Drugiego seta otworzył atakiem ze środka Łyczak (1:0), a chwilę później prowadziliśmy już 5:0, bowiem w siatkę uderzał Mackiewicz. Goście nie mogli poradzić sobie z dobrze grającymi siatkarzami Chemika. Gdy punktowym serwisem popisał się Goss, o czas poprosił trener Szykuła. Jego zespół przegrywał 3:9. Przerwa nie wpłynęła na grę jego podopiecznych. Bydgoszczanie byli na fali i spokojnie punktowali rywala. Po ataku Błażeja Płomińskiego z przechodzącej piłki było już 12:4. Siatkarze z Hajnówki byli tylko tłem do świetnie grających podopiecznych Tomasza Zaczka (18:10). Szkoleniowiec naszej drużyny wprowadził na boisko wszystkich rezerwowych zawodników, a Ci grali równie pewnie, jak nominalnie pierwszy skład. Po udanym ataku Michała Gorzenia wygrywaliśmy 22:14. Piłkę setową dał nam z kolei błąd podwójnego odbicia po stronie gości (24:15).
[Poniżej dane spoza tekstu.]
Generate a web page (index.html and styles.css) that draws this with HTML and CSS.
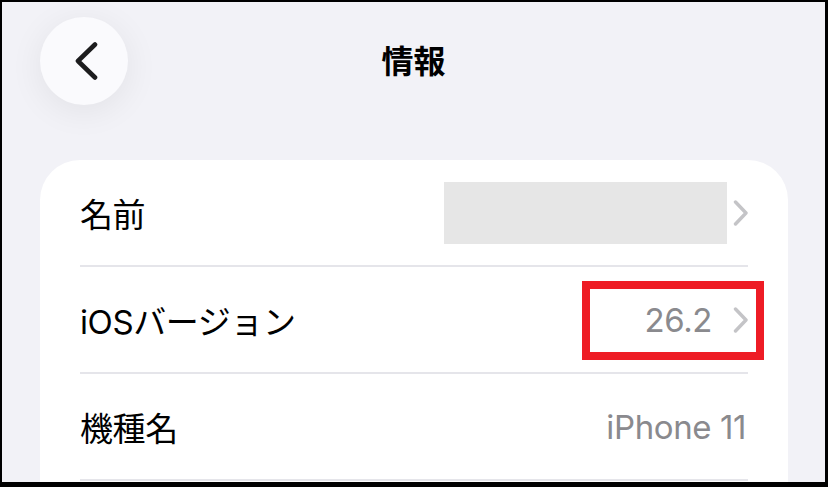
FILE: index.html
```html
<!DOCTYPE html>
<html lang="ja">
<head>
<meta charset="utf-8">
<title>情報</title>
<link rel="stylesheet" href="styles.css">
</head>
<body>
<div class="screen">
  <header class="nav">
    <button class="back" aria-label="戻る">
      <svg width="24" height="38" viewBox="0 0 24 38"><path d="M21 2.5 L4 19 L21 35.5" fill="none" stroke="#1c1c1e" stroke-width="4.6" stroke-linecap="round" stroke-linejoin="round"/></svg>
    </button>
    <h1 class="title">情報</h1>
    <div></div>
  </header>
  <section class="card">
    <div class="row">
      <span class="label">名前</span>
      <span class="value">
        <span class="blank"></span>
        <svg class="chev" width="16" height="26" viewBox="0 0 16 26"><path d="M2.5 2 L13 13 L2.5 24" fill="none" stroke="#c4c4c7" stroke-width="3.4" stroke-linecap="round" stroke-linejoin="round"/></svg>
      </span>
    </div>
    <div class="row">
      <span class="label">iOSバージョン</span>
      <span class="value">
        <span class="val">26.2</span>
        <svg class="chev" width="16" height="26" viewBox="0 0 16 26"><path d="M2.5 2 L13 13 L2.5 24" fill="none" stroke="#c4c4c7" stroke-width="3.4" stroke-linecap="round" stroke-linejoin="round"/></svg>
      </span>
      <span class="mark"></span>
    </div>
    <div class="row">
      <span class="label">機種名</span>
      <span class="value"><span class="val">iPhone 11</span></span>
    </div>
  </section>
</div>
</body>
</html>
```
FILE: styles.css
```css
html {
  background: #000;
}
body {
  margin: 0;
  font-family: Inter, "Noto Sans CJK JP", sans-serif;
}
.screen {
  margin: 2px 3px 0 2px;
  height: 480px;
  background: #f2f2f7;
  overflow: hidden;
}
.nav {
  display: grid;
  grid-template-columns: 1fr auto 1fr;
  align-items: center;
  padding: 15px 0 0 0;
  height: 88px;
}
.back {
  width: 88px;
  height: 88px;
  border-radius: 50%;
  border: none;
  padding: 0 0 0 4px;
  background: #fafafd;
  box-shadow: 0 6px 34px rgba(0, 0, 0, 0.07);
  display: flex;
  align-items: center;
  justify-content: center;
  margin-left: 38px;
  justify-self: start;
}
.title {
  margin: 0 0 4px 0;
  font-size: 32px;
  font-weight: 700;
  color: #000;
}
.card {
  margin: 55px 0 0 38px;
  width: 748px;
  background: #fff;
  border-radius: 40px;
  padding: 0 40px;
  box-sizing: border-box;
  height: 360px;
}
.row {
  position: relative;
  display: flex;
  align-items: center;
  justify-content: space-between;
  height: 105px;
  border-bottom: 2px solid #e5e5ea;
  font-size: 33px;
  letter-spacing: -0.4px;
}
.label {
  color: #000;
}
.value {
  display: flex;
  align-items: center;
  color: #8a8a8e;
}
.val {
  margin-right: 2px;
}
.blank {
  width: 283px;
  height: 62px;
  background: #e6e6e6;
  margin-right: 6px;
}
.val + .chev {
  margin-left: 19px;
  margin-right: -1px;
}
.blank + .chev {
  margin-right: -1px;
}
.mark {
  position: absolute;
  right: -16px;
  top: 14px;
  width: 182px;
  height: 79px;
  box-sizing: border-box;
  border: 8px solid #ee1c25;
}
```
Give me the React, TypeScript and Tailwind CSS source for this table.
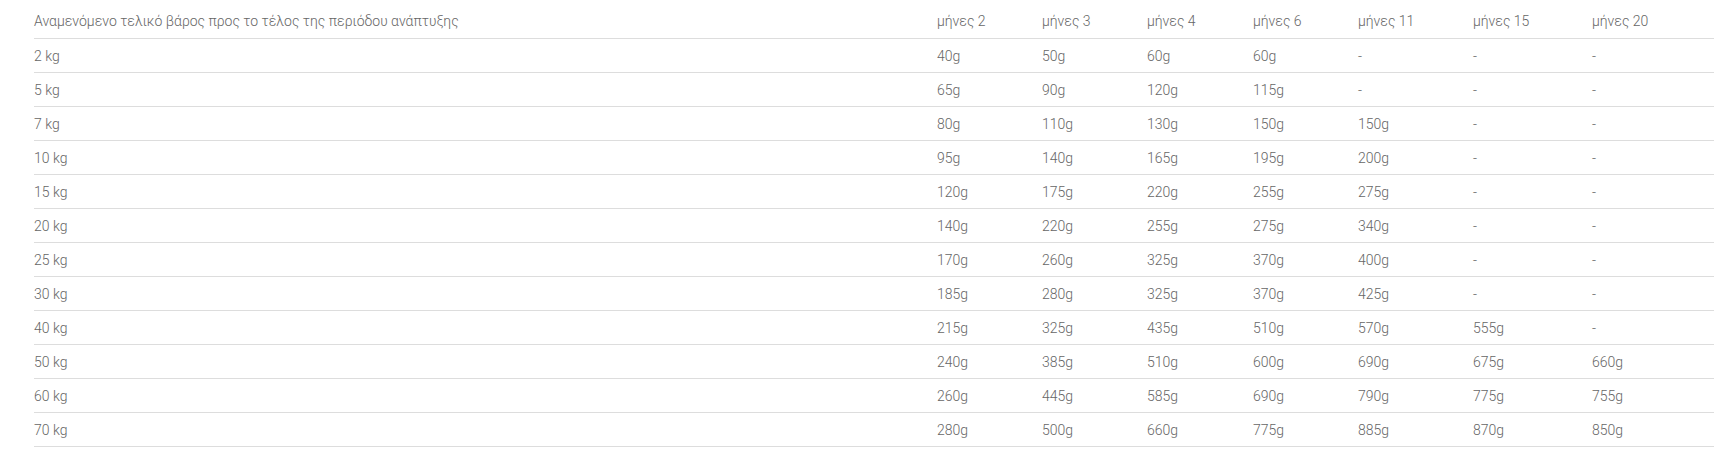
const months = ['μήνες 2', 'μήνες 3', 'μήνες 4', 'μήνες 6', 'μήνες 11', 'μήνες 15', 'μήνες 20'];

const rows: [string, string[]][] = [
  ['2 kg', ['40g', '50g', '60g', '60g', '-', '-', '-']],
  ['5 kg', ['65g', '90g', '120g', '115g', '-', '-', '-']],
  ['7 kg', ['80g', '110g', '130g', '150g', '150g', '-', '-']],
  ['10 kg', ['95g', '140g', '165g', '195g', '200g', '-', '-']],
  ['15 kg', ['120g', '175g', '220g', '255g', '275g', '-', '-']],
  ['20 kg', ['140g', '220g', '255g', '275g', '340g', '-', '-']],
  ['25 kg', ['170g', '260g', '325g', '370g', '400g', '-', '-']],
  ['30 kg', ['185g', '280g', '325g', '370g', '425g', '-', '-']],
  ['40 kg', ['215g', '325g', '435g', '510g', '570g', '555g', '-']],
  ['50 kg', ['240g', '385g', '510g', '600g', '690g', '675g', '660g']],
  ['60 kg', ['260g', '445g', '585g', '690g', '790g', '775g', '755g']],
  ['70 kg', ['280g', '500g', '660g', '775g', '885g', '870g', '850g']],
];

const cols = 'grid grid-cols-[903px_105px_105px_106px_105px_115px_119px_122px]';

export default function App() {
  return (
    <div className="h-[468px] w-[1720px] bg-white font-['Roboto',sans-serif] text-[14px] font-light text-[#666666]">
      <div className="ml-[34px] w-[1680px]">
        <div className={`${cols} h-[39px] items-center border-b border-[#dddddd] pt-[5px]`}>
          <div>Αναμενόμενο τελικό βάρος προς το τέλος της περιόδου ανάπτυξης</div>
          {months.map((m) => (
            <div key={m}>{m}</div>
          ))}
        </div>
        {rows.map(([kg, vals]) => (
          <div key={kg} className={`${cols} h-[34px] items-center border-b border-[#dddddd] pt-[2px]`}>
            <div>{kg}</div>
            {vals.map((v, i) => (
              <div key={i}>{v}</div>
            ))}
          </div>
        ))}
      </div>
    </div>
  );
}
Seta zakończył pewnym atakiem po skosie Kacper Bobrowski – 25:15.
Od wyrównanej walki rozpoczęła się trzecia partia. Po ataku w taśmę Remigiusza Szczuckiego-Kriese na tablicy widniał remis – 4:4. Gościom udało się objąć prowadzenie 6:5, jednak nie cieszyli się nim zbyt długo. Gdy bloku nie przebił Mackiewicz, a przechodzącą piłkę wykorzystał Łyczak, wygrywaliśmy 9:7. Dodatkowo rywale zaczęli popełniać własne błędy, co tylko podwyższało naszą przewagę (11:7). Świetnie dysponowany w zagrywce był dziś Lesiuk, a na rozegraniu bardzo dobrze radził sobie Płomiński. Zdecydowanie przejęliśmy kontrolę nad przebiegiem wydarzeń na boisku, krocząc po wygraną (14:8). Po czasie, o który poprosił trener Libero Hajnówka, nasi siatkarze nadal kontynuowali swoją dobrą grę. Nie zamierzali niepotrzebnie przedłużać tego spotkania. Kapitalnie w polu serwisowym spisywał się Goss (18:10). Wygrana w tym meczu była już formalnością. Piłkę meczową dał nam as serwisowy Bobrowskiego, a spotkanie zakończył autowy atak Kruka – 25:14.
UKS Libero Hajnówka - BKS Chemik Bydgoszcz 0:3
(14:25, 15:25, 14:25)
Składy:
UKS Libero Hajnówka: Gacuta, Żornaczuk,Andrzejewski, Mackiewicz, Kruk Ł., Jakimiuk, Antosiuk (libero) oraz Parafieniuk.
BKS Chemik Bydgoszcz: Płomiński, Goss, Siwicki, Łyczak, Lesiuk, Szczucki-Kriese, Stysiał (libero) oraz Gorzeń, Droszyński, Bobrowski, Nowakowski, Kluj.